Medication-Assisted Treatment Growing in the United States
The National Institutes of Health Studies says that MAT is a very effective method for treating opioid addiction. Studies conducted in 2014 revealed improved long-term recovery rates over traditional treatment methods, though it often takes finding the perfect balance for each individual as to how long they stay on the medication. Ideally, they would work toward being off of it in 2 years or less, and many people seek to use Suboxone for short-term tapering to simply ease opiate withdrawal symptoms.
The Food and Drug Administration (FDA) has given its approval for a specialized tool that will be used to help US patients addicted to prescription pain medications and get them off opioids.
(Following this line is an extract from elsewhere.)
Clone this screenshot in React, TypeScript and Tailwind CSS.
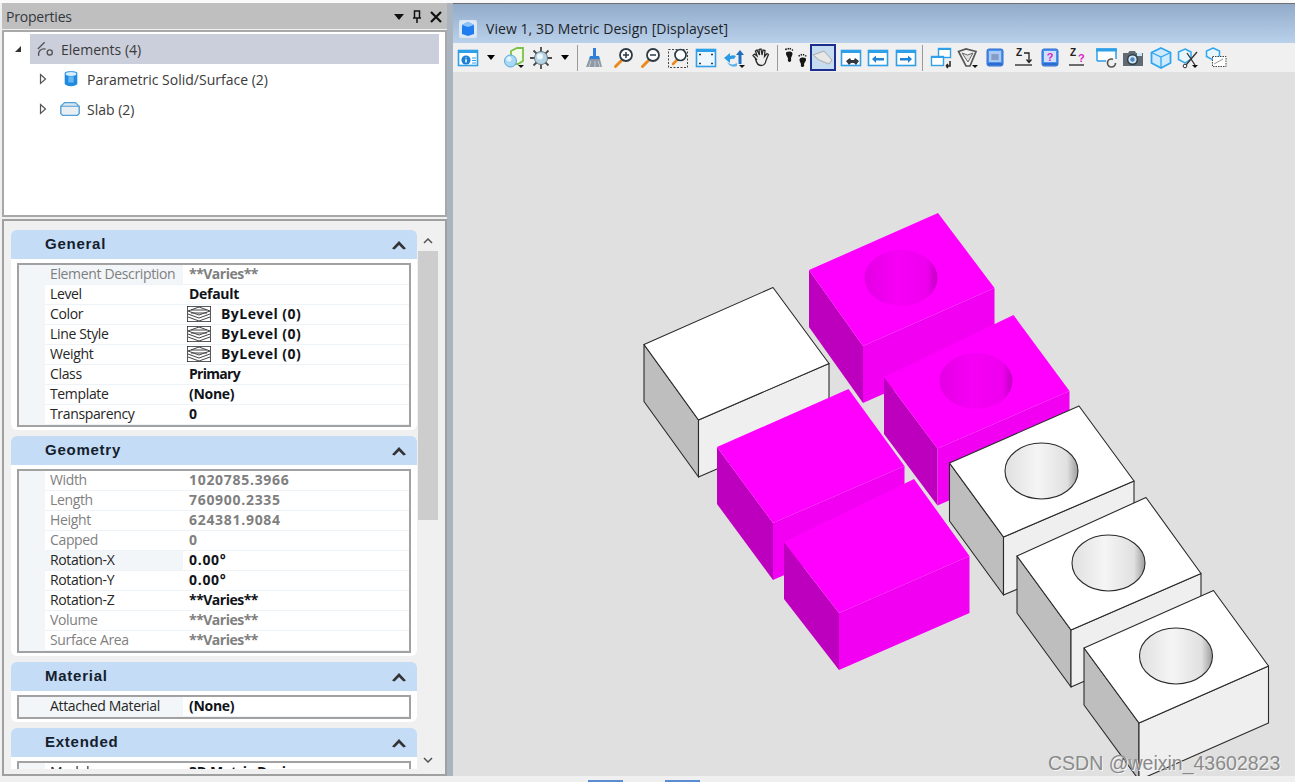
import type { ReactNode } from "react";

const uiFont = "font-['Open_Sans','Noto_Sans',sans-serif]";

function Ic({ className = "", children }: { className?: string; children: ReactNode }) {
  return (
    <svg viewBox="0 0 22 22" className={`h-[22px] w-[22px] shrink-0 ${className}`} fill="none">
      {children}
    </svg>
  );
}

function Caret({ className = "" }: { className?: string }) {
  return <div className={`h-0 w-0 shrink-0 border-x-[4px] border-t-[5px] border-x-transparent border-t-black ${className}`} />;
}

function MiniCaret() {
  return <path d="M15 18h6l-3 3z" fill="#111" />;
}

function Sep({ className = "" }: { className?: string }) {
  return <div className={`h-[26px] w-px shrink-0 bg-[#9a9a9a] ${className}`} />;
}

function Win({ children }: { children?: ReactNode }) {
  return (
    <>
      <rect x="1.5" y="3.5" width="19" height="15" fill="#fff" stroke="#2f9fe8" strokeWidth="1.6" />
      <rect x="1" y="3" width="20" height="3" fill="#2f9fe8" />
      {children}
    </>
  );
}

function Monitor({ q }: { q?: boolean }) {
  return (
    <>
      <rect x="3" y="2" width="16" height="17" rx="2" fill="#4a90ee" stroke="#2f6fd0" />
      <rect x="5" y="4" width="12" height="11" fill={q ? "#cfe0fa" : "#a9c8f2"} />
      <path d="M4 17h14" stroke="#2460c0" strokeWidth="1.5" />
      {q ? (
        <text x="11" y="13.5" textAnchor="middle" fontSize="11" fontWeight="700" fill="#d81fc8" fontFamily="Liberation Sans, sans-serif">?</text>
      ) : (
        <path d="M7 8h8M7 10h8M7 12h8M9 7v6M11 7v6M13 7v6" stroke="#6f86b0" strokeWidth="0.8" />
      )}
    </>
  );
}

function Toolbar() {
  return (
    <div className="flex h-[29px] shrink-0 items-center bg-[#f0f0f0] pl-[4px]">
      {/* view attributes */}
      <Ic>
        <Win />
        <circle cx="9" cy="13" r="4.6" fill="#1b7fd6" />
        <path d="M9 10.5v.8M9 12.3v3.2" stroke="#fff" strokeWidth="1.5" />
        <path d="M15 11h4M15 13.5h4M15 16h4" stroke="#2f9fe8" />
      </Ic>
      <Caret className="ml-[8px]" />
      <Ic className="ml-[8px]">
        <path d="M8 4l6-3h6v13l-5 3H8z" fill="#f2fae8" stroke="#7cc04a" strokeWidth="1.8" />
        <circle cx="7.5" cy="14" r="6" fill="#a9d8f6" stroke="#5aa9de" />
        <circle cx="6" cy="12" r="2.5" fill="#e4f4fd" />
        <MiniCaret />
      </Ic>
      <Ic className="ml-[5px]">
        <path d="M11 0v22M0 11h22M3.5 3.5l15 15M18.5 3.5l-15 15" stroke="#4a4a4a" strokeWidth="1.8" />
        <circle cx="11" cy="11" r="6.5" fill="#b4d4e6" stroke="#66757e" />
        <circle cx="10" cy="9.5" r="3" fill="#eef9ff" />
      </Ic>
      <Caret className="ml-[9px]" />
      <Sep className="ml-[8px]" />
      {/* brush */}
      <Ic className="ml-[5px]">
        <path d="M10 1h3v8h-3z" fill="#2f80d8" />
        <path d="M7 9h9l1 3H6z" fill="#2f80d8" />
        <path d="M6 12h11l2 8H3z" fill="#8e9aa6" />
        <path d="M8 14l-2 6M12 14v6M15 14l2 6" stroke="#c5ccd3" />
      </Ic>
      {/* zoom in */}
      <Ic className="ml-[8px]">
        <path d="M2.5 19.5l6-6" stroke="#ea8a1e" strokeWidth="3" strokeLinecap="round" />
        <circle cx="13" cy="8" r="6" fill="#fff" stroke="#2b3a45" strokeWidth="1.8" />
        <path d="M10 8h6M13 5v6" stroke="#2b3a45" strokeWidth="1.5" />
      </Ic>
      {/* zoom out */}
      <Ic className="ml-[5px]">
        <path d="M2.5 19.5l6-6" stroke="#ea8a1e" strokeWidth="3" strokeLinecap="round" />
        <circle cx="13" cy="8" r="6" fill="#fff" stroke="#2b3a45" strokeWidth="1.8" />
        <path d="M10 8h6" stroke="#2b3a45" strokeWidth="1.5" />
      </Ic>
      {/* zoom window */}
      <Ic className="ml-[5px]">
        <rect x="1.5" y="2.5" width="19" height="18" stroke="#444" strokeDasharray="2 1.5" />
        <path d="M6 17l4-4" stroke="#ea8a1e" strokeWidth="2.6" strokeLinecap="round" />
        <circle cx="13.5" cy="8" r="5.5" fill="#fff" stroke="#2b3a45" strokeWidth="1.7" />
      </Ic>
      {/* fit view */}
      <Ic className="ml-[6px]">
        <rect x="1.5" y="2.5" width="19" height="17" fill="#eef7fe" stroke="#2f9fe8" strokeWidth="1.6" />
        <rect x="1" y="2" width="20" height="3" fill="#2f9fe8" />
        <path d="M4 7.5h2M16 7.5h2M4 16.5h2M16 16.5h2" stroke="#2b3a45" strokeWidth="1.4" />
      </Ic>
      {/* rotate view */}
      <Ic className="ml-[7px]">
        <path d="M0 11l6-5v3c2-1 4-1 6 0l-2 3c-1-.5-3-.5-4 .5V16z" fill="#2b9be8" />
        <path d="M16 3l4 5h-2.5v9h-3V8H12z" fill="#1f6fc0" />
        <path d="M3 15c3 3 7 3 10 1v3c-4 1.5-8 .5-10-4z" fill="#5db2ef" />
        <MiniCaret />
      </Ic>
      {/* pan */}
      <Ic className="ml-[4px]">
        <path d="M7 13L3 8.5l1.500-1.500L7 9 5.500 4 7 3l2.500 5L9 2.500 11 2l1 6 1-5 2 .5-.5 6 2.500-3 1.500 1-2.500 6c-.5 3-2 5-5 5-3 0-4.500-2-5.500-6.500z" fill="#eeeeee" stroke="#2a2a2a" strokeWidth="1.3" />
      </Ic>
      <Sep className="ml-[5px]" />
      {/* walk */}
      <Ic className="ml-[7px]">
        <path d="M1 5.500c2-1.500 6-1.500 6.500 1 .3 2-1.500 3-1.500 5 .6 1.500 0 3.500-1.500 3.500S2.500 13.500 3 11.500C2.500 9.500 .5 8 1 5.500z" fill="#161616" />
        <path d="M.5 3l1-1.500M3 2.500l.5-1.500M5 2.500l.5-1.500M7 3.500l.8-1" stroke="#161616" strokeWidth="1.400" />
        <path d="M21 11.500c-2-1.500-6-1.500-6.500 1-.3 2 1.500 3 1.500 5-.6 1.500 0 2.500 1.500 2.500s2-1 1.500-3c.5-2 2.500-3 2-5.500z" fill="#161616" />
        <path d="M14.500 9.500l-.5-1.500M16.500 8.500l-.3-1.500M18.500 8.500l.2-1.500M20.500 9.500l.5-1.200" stroke="#161616" strokeWidth="1.400" />
      </Ic>
      {/* active view toggle */}
      <div className="ml-[3px] flex h-[27px] w-[26px] shrink-0 items-center justify-center border-2 border-[#1c2f8f] bg-[#c6dcf0]">
        <Ic>
          <path d="M1 8l11-4 8 9-3 4-10-4z" fill="#e8e8e8" stroke="#a9a9a9" />
          <path d="M1 8l6 5 10 4" stroke="#bbb" />
        </Ic>
      </div>
      {/* window with arrows */}
      <Ic className="ml-[4px]">
        <Win />
        <path d="M6 14l4-3 1 2h3l1-2 4 3-3 4-2-2h-3l-2 2z" fill="#33383e" />
      </Ic>
      <Ic className="ml-[5px]">
        <Win />
        <path d="M5 12l4-3.5V11h8v2.500H9V16z" fill="#1f84d8" />
      </Ic>
      <Ic className="ml-[6px]">
        <Win />
        <path d="M17 12l-4-3.500V11H5v2.500h8V16z" fill="#1f84d8" />
      </Ic>
      <Sep className="ml-[5px]" />
      {/* copy view */}
      <Ic className="ml-[7px]">
        <rect x="8.5" y="1.5" width="12" height="9" fill="#fff" stroke="#2f9fe8" strokeWidth="1.4" />
        <rect x="1.5" y="9.5" width="12" height="9" fill="#fff" stroke="#2f9fe8" strokeWidth="1.4" />
        <path d="M1 10h13M8 2h13" stroke="#2f9fe8" strokeWidth="1.8" />
        <path d="M20 14v5h-4M16 19l2-2M16 19l2 2" stroke="#222" strokeWidth="1.5" />
      </Ic>
      {/* view cone */}
      <Ic className="ml-[5px]">
        <path d="M1.5 4.500L9 2l10 2.500L13 19H9z" fill="#f4f4f4" stroke="#555" strokeWidth="1.7" />
        <path d="M5 6l5.500 2L16 6l-5 9z" fill="#e2e2e2" stroke="#666" />
        <MiniCaret />
      </Ic>
      <Ic className="ml-[5px]">
        <Monitor />
      </Ic>
      {/* z depth */}
      <Ic className="ml-[6px]">
        <text x="4" y="9" fontSize="10" fontWeight="700" fill="#222" fontFamily="Liberation Sans, sans-serif">Z</text>
        <path d="M12 6h5v9M14.5 12.500l2.500 3 2.500-3" stroke="#222" strokeWidth="1.3" />
        <path d="M3 18h17" stroke="#222" strokeWidth="1.3" />
      </Ic>
      <Ic className="ml-[5px]">
        <Monitor q />
      </Ic>
      <Ic className="ml-[5px]">
        <text x="4" y="9" fontSize="10" fontWeight="700" fill="#222" fontFamily="Liberation Sans, sans-serif">Z</text>
        <text x="12" y="15" fontSize="11" fontWeight="700" fill="#d81fc8" fontFamily="Liberation Sans, sans-serif">?</text>
        <path d="M3 18h15" stroke="#222" strokeWidth="1.3" />
      </Ic>
      {/* update view */}
      <Ic className="ml-[7px]">
        <path d="M2 14V2h19v10" fill="#fff" stroke="#2f9fe8" strokeWidth="1.5" />
        <path d="M1 3h21" stroke="#2f9fe8" strokeWidth="3" />
        <path d="M2 14h9" stroke="#2f9fe8" strokeWidth="1.5" />
        <circle cx="16.5" cy="16" r="4" stroke="#555" strokeWidth="1.7" strokeDasharray="20 5" />
      </Ic>
      {/* camera */}
      <Ic className="ml-[5px]">
        <path d="M1 6h5l1.500-2H13l1 2h7v13H1z" fill="#5f6a73" />
        <path d="M15 6h5v3h-5z" fill="#cfe6f7" />
        <circle cx="10.5" cy="12.5" r="4.8" fill="#cfe6f7" stroke="#2d3840" strokeWidth="1.4" />
        <circle cx="10.5" cy="12.5" r="2.2" fill="#4d87bd" />
      </Ic>
      {/* cube */}
      <Ic className="ml-[6px]">
        <path d="M11 1l9.500 4.500V16L11 21 1.500 16V5.500z" fill="#cfeafd" stroke="#2fa5ee" strokeWidth="1.8" />
        <path d="M1.5 5.500L11 10l9.500-4.500M11 10v11" stroke="#2fa5ee" strokeWidth="1.3" />
      </Ic>
      {/* clip volume */}
      <Ic className="ml-[5px]">
        <path d="M8 2l6 3v7l-6 4-6.500-3.500V5z" fill="#eaf6fe" stroke="#2fa5ee" strokeWidth="1.5" />
        <path d="M20 5L9 18M10 6l8 12" stroke="#333" strokeWidth="1.3" />
        <circle cx="8" cy="19" r="1.8" fill="#fff" stroke="#333" />
        <MiniCaret />
      </Ic>
      <Ic className="ml-[6px]">
        <path d="M8 1l6.500 3v5L8 13l-6.500-3.500V4z" fill="#eaf6fe" stroke="#2fa5ee" strokeWidth="1.5" />
        <rect x="7.5" y="9.5" width="13.5" height="10" fill="#fff" stroke="#444" strokeDasharray="1.5 1" />
        <path d="M9 17l9-5" stroke="#999" />
      </Ic>
    </div>
  );
}

type Pt = [number, number];

// one box of the isometric view, given by its left, back, right and front top corners
function Box({
  l, b, r, f, h, top, side, front, line, hole,
}: {
  l: Pt; b: Pt; r: Pt; f: Pt; h: number; top: string; side: string; front: string; line?: string; hole?: { c: Pt; fill: string };
}) {
  const p = (...pts: Pt[]) => pts.map((q) => q.join(",")).join(" ");
  const d = (q: Pt): Pt => [q[0], q[1] + h];
  const s = line ? { stroke: line, strokeWidth: 1.1, strokeLinejoin: "round" as const } : {};
  return (
    <g>
      <polygon points={p(l, f, d(f), d(l))} fill={side} {...s} />
      <polygon points={p(f, r, d(r), d(f))} fill={front} {...s} />
      <polygon points={p(l, b, r, f)} fill={top} {...s} />
      {hole && <ellipse cx={hole.c[0]} cy={hole.c[1]} rx={36.5} ry={28} fill={hole.fill} {...s} />}
    </g>
  );
}

function Scene() {
  const m = { top: "#ff00ff", side: "#bd00bd", front: "#f200f2" };
  const w = { top: "#ffffff", side: "#bebebe", front: "#efefef", line: "#2a2a2a" };
  return (
    <svg viewBox="453 72 842 704" className="h-[704px] w-[842px]">
      <defs>
        <linearGradient id="holeM" x1="0" x2="1" y1="0" y2="0">
          <stop offset="0" stopColor="#e400e4" />
          <stop offset="0.45" stopColor="#f600f6" />
          <stop offset="0.86" stopColor="#ee00ee" />
          <stop offset="1" stopColor="#c200c2" />
        </linearGradient>
        <linearGradient id="holeW" x1="0" x2="1" y1="0" y2="0">
          <stop offset="0" stopColor="#e0e0e0" />
          <stop offset="0.45" stopColor="#f5f5f5" />
          <stop offset="0.85" stopColor="#e0e0e0" />
          <stop offset="1" stopColor="#9c9c9c" />
        </linearGradient>
      </defs>
      <Box {...m} l={[809, 270]} b={[938, 213]} r={[994.5, 288]} f={[863, 346]} h={57} hole={{ c: [901, 278], fill: "url(#holeM)" }} />
      <Box {...w} l={[644, 344.5]} b={[773, 287.5]} r={[829, 363.5]} f={[698.5, 420]} h={57} />
      <Box {...m} l={[884, 377]} b={[1013.5, 315]} r={[1069.5, 391]} f={[937.5, 448.5]} h={57} hole={{ c: [976, 381], fill: "url(#holeM)" }} />
      <Box {...m} l={[717, 447]} b={[848.5, 389]} r={[904.5, 466]} f={[773, 523]} h={57} />
      <Box {...m} l={[784, 542]} b={[914, 479]} r={[969.5, 556]} f={[839, 613]} h={57} />
      <Box {...w} l={[949.5, 463]} b={[1079, 406]} r={[1134, 481]} f={[1003.5, 537]} h={58} hole={{ c: [1041.5, 471], fill: "url(#holeW)" }} />
      <Box {...w} l={[1017, 556]} b={[1146, 497.5]} r={[1201, 573.5]} f={[1071, 630]} h={57} hole={{ c: [1108.5, 563], fill: "url(#holeW)" }} />
      <Box {...w} l={[1084, 648]} b={[1213.5, 590.5]} r={[1268.5, 666]} f={[1139, 723]} h={57} hole={{ c: [1176, 656], fill: "url(#holeW)" }} />
    </svg>
  );
}

function TreeRow({ open, icon, label }: { open?: boolean; icon: ReactNode; label: string }) {
  return (
    <div className="flex h-[30px] items-center">
      {open ? (
        <svg viewBox="0 0 8 8" className="ml-[10px] h-[8px] w-[8px] shrink-0"><path d="M7 1v6H1z" fill="#333" /></svg>
      ) : (
        <svg viewBox="0 0 8 12" className="ml-[35px] h-[12px] w-[8px] shrink-0"><path d="M1.5 1.500l5 4.500-5 4.500z" fill="#fff" stroke="#555" strokeWidth="1.2" /></svg>
      )}
      <div className={`flex h-[30px] grow items-center ${open ? "ml-[8px] bg-[#cbcedb] pl-[7px]" : "ml-[15px]"}`}>
        {icon}
        <span className="ml-[7px] text-[14px] text-[#3a3a3a]">{label}</span>
      </div>
    </div>
  );
}

type Row = { k: string; v: string; dim?: boolean; level?: boolean; tint?: boolean; track?: string };

function LevelSwatch() {
  return (
    <svg viewBox="0 0 24 16" className="mt-[1px] mr-[10px] ml-[-2px] h-[16px] w-[24px] shrink-0">
      <rect width="24" height="16" fill="#fff" stroke="#222" strokeWidth="1.5" />
      <path d="M1 5l11-4 11 4-11 4zM1 8l11 4 11-4M1 11l11 4 11-4M4 4h16M4 7h16" fill="none" stroke="#444" strokeWidth="1" />
    </svg>
  );
}

function Section({ title, rows, className = "" }: { title: string; rows: Row[]; className?: string }) {
  return (
    <div className={`w-[406px] shrink-0 ${className}`}>
      <div className="flex h-[29px] items-center justify-between rounded-t-[6px] bg-[#c5dcf7] pr-[11px] pl-[34px]">
        <span className="font-['Liberation_Sans',sans-serif] text-[15px] font-bold tracking-[0.75px] text-[#14202c]">{title}</span>
        <svg viewBox="0 0 14 10" className="h-[10px] w-[14px]"><path d="M0 8.500L7 1l7 7.500-2.500 1L7 5l-4.500 4.500z" fill="#333" /></svg>
      </div>
      <div className="rounded-b-[6px] bg-white px-[6px] pt-[4px] pb-[3px]">
        <div className="border-2 border-[#a2a2a2]">
          {rows.map((r) => (
            <div key={r.k} className="flex h-[20px] bg-[#f3f6f9]">
              <div className="w-[26px] shrink-0" />
              <div className={`w-[138px] shrink-0 border-b border-[#eef3f8] pl-[5px] text-[14px] leading-[18px] tracking-[-0.35px] ${r.tint ? "bg-[#f3f6f9]" : "bg-white"} ${r.dim ? "text-[#7f7f7f]" : "text-[#262626]"}`}>
                {r.k}
              </div>
              <div className={`flex h-[20px] grow items-start border-b border-[#eef3f8] bg-white pl-[6px] text-[14px] leading-[18px] font-bold ${r.track ?? "tracking-[-0.3px]"} ${r.dim ? "text-[#7f7f7f]" : "text-[#10141a]"}`}>
                {r.level && <LevelSwatch />}
                {r.v}
              </div>
            </div>
          ))}
        </div>
      </div>
    </div>
  );
}

const numTrack = "tracking-[0.7px]";
const levelTrack = "tracking-[0.45px]";
const variesTrack = "tracking-[-0.5px]";

const general: Row[] = [
  { k: "Element Description", v: "**Varies**", dim: true, tint: true, track: variesTrack },
  { k: "Level", v: "Default" },
  { k: "Color", v: "ByLevel (0)", level: true, track: levelTrack },
  { k: "Line Style", v: "ByLevel (0)", level: true, track: levelTrack },
  { k: "Weight", v: "ByLevel (0)", level: true, track: levelTrack },
  { k: "Class", v: "Primary", track: "tracking-[-0.7px]" },
  { k: "Template", v: "(None)" },
  { k: "Transparency", v: "0" },
];

const geometry: Row[] = [
  { k: "Width", v: "1020785.3966", dim: true, track: numTrack },
  { k: "Length", v: "760900.2335", dim: true, track: numTrack },
  { k: "Height", v: "624381.9084", dim: true, track: numTrack },
  { k: "Capped", v: "0", dim: true },
  { k: "Rotation-X", v: "0.00°", tint: true, track: numTrack },
  { k: "Rotation-Y", v: "0.00°", track: numTrack },
  { k: "Rotation-Z", v: "**Varies**", track: variesTrack },
  { k: "Volume", v: "**Varies**", dim: true, track: variesTrack },
  { k: "Surface Area", v: "**Varies**", dim: true, track: variesTrack },
];

export default function App() {
  return (
    <div className={`relative flex h-[782px] w-[1295px] flex-col overflow-hidden bg-[#f0f0f0] ${uiFont}`}>
      <div className="h-[3px] shrink-0 bg-[#fafafa]" />
      <div className="flex h-[773px] shrink-0">
        {/* properties dock */}
        <div className="flex w-[447px] shrink-0 flex-col pl-[2px]">
          <div className="flex h-[26px] shrink-0 items-center justify-between bg-[#bfbfbf] pt-[1px] pr-[5px] pl-[4px]">
            <span className="text-[14px] tracking-[-0.2px] text-[#33383e]">Properties</span>
            <div className="flex items-center gap-[9px]">
              <svg viewBox="0 0 10 6" className="h-[6px] w-[10px]"><path d="M0 0h10L5 6z" fill="#111" /></svg>
              <svg viewBox="0 0 8 13" className="h-[13px] w-[8px]"><path d="M1.5 1h5v7h-5zM0 8h8M4 8v5" fill="none" stroke="#111" strokeWidth="1.5" /></svg>
              <svg viewBox="0 0 12 12" className="h-[12px] w-[12px]"><path d="M1 1l10 10M11 1L1 11" stroke="#111" strokeWidth="2.2" /></svg>
            </div>
          </div>
          <div className="mt-[1px] h-[187px] shrink-0 border-2 border-[#a8a8a8] bg-white pt-[2px] pr-[6px]">
            <TreeRow
              open
              label="Elements (4)"
              icon={
                <svg viewBox="0 0 20 18" className="h-[18px] w-[17px] shrink-0">
                  <path d="M1 9l8-8M2 17c-1-6 3-9 8-8" fill="none" stroke="#555" strokeWidth="1.6" />
                  <circle cx="15" cy="13" r="3" fill="none" stroke="#555" strokeWidth="1.6" />
                </svg>
              }
            />
            <TreeRow
              label="Parametric Solid/Surface (2)"
              icon={
                <svg viewBox="0 0 20 20" className="h-[20px] w-[18px] shrink-0">
                  <path d="M3 3c2-2 12-2 14 0v12c-1 4-13 4-14 0z" fill="#1f8ae0" />
                  <ellipse cx="10" cy="4.5" rx="6" ry="2.2" fill="#d8eefc" />
                  <path d="M7 7h6v7H7z" fill="#66b6f0" />
                </svg>
              }
            />
            <TreeRow
              label="Slab (2)"
              icon={
                <svg viewBox="0 0 22 16" className="ml-[-2px] h-[16px] w-[20px] shrink-0">
                  <path d="M1 5l4-4h12l4 4v8l-2 2H3l-2-2z" fill="#d9e6f0" stroke="#4f9fd8" strokeWidth="1.3" />
                  <path d="M1 5h20v8l-2 2H3l-2-2z" fill="#e9eef2" stroke="#4f9fd8" strokeWidth="1.3" />
                </svg>
              }
            />
          </div>
          <div className="mt-[2px] flex h-[557px] shrink-0 items-start border-2 border-[#a0a0a0] bg-[#f0f0f0] pl-[7px]">
            <div className="flex h-[548px] flex-col overflow-hidden pt-[9px]">
              <Section title="General" rows={general} />
              <Section title="Geometry" rows={geometry} className="mt-[6px]" />
              <Section title="Material" rows={[{ k: "Attached Material", v: "(None)", tint: true }]} className="mt-[6px]" />
              <Section title="Extended" rows={[{ k: "Model", v: "3D Metric Design" }]} className="mt-[6px]" />
            </div>
            <div className="ml-[1px] flex h-[548px] w-[20px] shrink-0 flex-col items-center pt-[17px] pb-[6px]">
              <svg viewBox="0 0 10 6" className="h-[6px] w-[10px] shrink-0"><path d="M1 5l4-4 4 4" fill="none" stroke="#555" strokeWidth="1.5" /></svg>
              <div className="mt-[7px] h-[269px] w-full shrink-0 bg-[#cdcdcd]" />
              <div className="grow" />
              <svg viewBox="0 0 10 6" className="h-[6px] w-[10px] shrink-0"><path d="M1 1l4 4 4-4" fill="none" stroke="#555" strokeWidth="1.5" /></svg>
            </div>
          </div>
        </div>
        {/* splitter */}
        <div className="w-[6px] shrink-0 bg-[#a9b4be]" />
        {/* view window */}
        <div className="flex grow flex-col bg-[#e0e0e0]">
          <div className="h-[1px] shrink-0 bg-[#6f6f6f]" />
          <div className="flex h-[39px] shrink-0 items-center bg-gradient-to-b from-[#91abc9] to-[#bad1eb] pt-[10px] pl-[6px]">
            <svg viewBox="0 0 18 18" className="h-[18px] w-[18px]">
              <rect width="18" height="18" rx="2" fill="#dbe7f4" />
              <path d="M3 5l6-3 6 3v9l-6 2-6-2z" fill="#1f7df0" />
              <path d="M3 5l6 2 6-2-6-3z" fill="#8fc4fa" />
            </svg>
            <span className="ml-[9px] text-[14px] tracking-[0.05px] text-[#20242a]">View 1, 3D Metric Design [Displayset]</span>
          </div>
          <Toolbar />
          <Scene />
        </div>
      </div>
      {/* status strip */}
      <div className="flex h-[6px] shrink-0 items-end pl-[588px]">
        <div className="h-[2px] w-[35px] bg-[#5b8bd0]" />
        <div className="ml-[42px] h-[2px] w-[35px] bg-[#5b8bd0]" />
      </div>
      <div className="absolute top-[751px] left-[1048px] font-['Liberation_Sans',sans-serif] text-[19.5px] leading-[24px] whitespace-nowrap text-[#8a8a8a] [text-shadow:1px_1px_0_#f6f6f6]">
        CSDN @weixin_43602823
      </div>
    </div>
  );
}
The newly-approved device delivers electric pulses to the area behind the patient’s ear. This electric pulse triggers a current which travels to the person’s occipital nerves (the ones reaching from the spinal cord to the back of the neck) and cranial nerves. It functions as a PNFS (Percutaneous Nerve Field Stimulator) device system and stimulates the patient’s brain to mask opioid withdrawal symptoms.
This medical device has been named the NSS-2 Bridge (NSS stands for “Neurostimulation System”.) Research shows that when used over a five-day treatment period, the process can be effective. The device is used during the period when an opiate-dependent person is likely to experience the most intense pain, as well as body tremors and sweating, during withdrawal.
Seventy-three patients were involved in the trials to determine the device’s effectiveness. Close to one-third (31 percent) of the participants noticed a reduction in symptoms within half an hour of getting the device. The trial found that 64 of the patients got relief and were ready to move forward to medication-assisted therapy after using the device. This represented a success rate of 88 percent after the five-day trial. However, other applications may include permanent abstinence rather than switching to a maintenance drug.
The FDA has decided to approve the device, even though the results of the study are limited. Further trials will be undertaken to evaluate its effectiveness in various settings.
FDA Commissioner Scott Gottlieb stated in his reasons for approving the new device that there is a need for finding new ways of helping people who are addicted so that they can achieve sobriety with “medically assisted treatment.” He went on to say that while research is continuing to find better medicines to treat opioid use disorder, medicine also needs to look to devices to help as well.
Finding alternative methods of treating opioid dependency is a major topic of discussion regarding dealing the epidemic our nation faces. In addition to helping people get off these drugs, it is imperative to find more ways to reduce or avoid using these highly addictive substances.